Teneinde te voorkomen dat de aangevers onnodig lang op een uiteindelijk negatieve justitiële beslissing zouden moeten wachten, heeft het openbaar ministerie ervoor gekozen om het strafrechtelijk onderzoek “Ellia” direct te beëindigen en de zaken tegen de beklaagden te seponeren.
Het hof overweegt dat indien in een strafzaak wordt vastgesteld dat er onrechtmatigheden in het opsporingsonderzoek hebben plaatsgevonden, de later oordelende strafrechter moet beoordelen welke gevolgen aan die onrechtmatigheden dienen te worden verbonden. Dit kan in -zeer uitzonderlijke gevallen- leiden tot niet-ontvankelijkheid van het openbaar ministerie danwel tot bewijsuitsluiting van het door die onrechtmatigheden verkregen besmette bewijs.
Gelet hierop is het hof met het openbaar ministerie van oordeel dat het hierboven beschreven verloop van het strafrechtelijk onderzoek jegens beklaagden ertoe heeft geleid dat er onvoldoende rechtmatig bewijs tegen beklaagden voorhanden is waarop een later oordelende strafrechter tot een veroordeling van beklaagden terzake enig strafbaar feit zal kunnen komen.
Het hof acht nader onderzoek niet geïndiceerd, omdat er ook bij de start van het onderzoek “Ellia” niet conform de regels is gehandeld en de resultaten van dit onderzoek daarom niet meer bruikbaar zijn in een eventueel nader strafrechtelijk onderzoek.
Gelet op het vorenstaande kan het hof de beslissing van de officier van justitie om de zaken tegen beklaagde te seponeren billijken. Deze conclusie valt te betreuren. Het hof kan er weinig begrip voor opbrengen dat, als een eerste onderzoek wegens ernstige tekortkomingen moet worden stopgezet, het vervolgonderzoek kennelijk vanuit het openbaar ministerie niet de aandacht en begeleiding krijgt, die het klaarblijkelijk nodig heeft.
Uit het voorgaande volgt dat het beklag kennelijk ongegrond is.

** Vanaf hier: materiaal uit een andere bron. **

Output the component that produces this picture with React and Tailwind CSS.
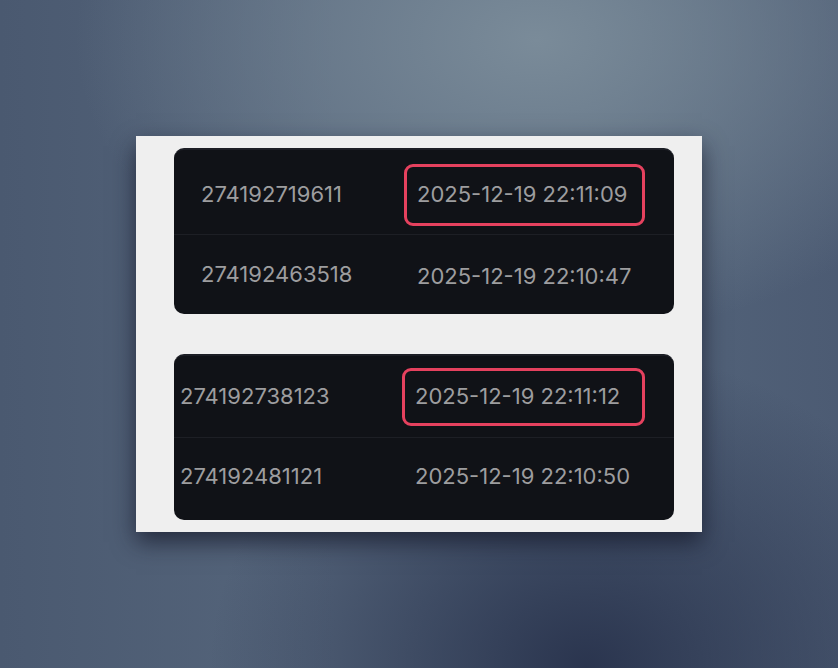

Daarom kan een verhoor van betrokkenen achterwege blijven. Er wordt beslist als volgt.
Beslissing
Het hof:
Wijst het beklag af.
Deze beschikking is gegeven door G. Mintjes, voorzitter, mr R. van den Heuvel en mr G.C. Gillissen, raadsheren, in tegenwoordigheid van mr C.J. Broersma, griffier, op
en ondertekend door de voorzitter en de griffier.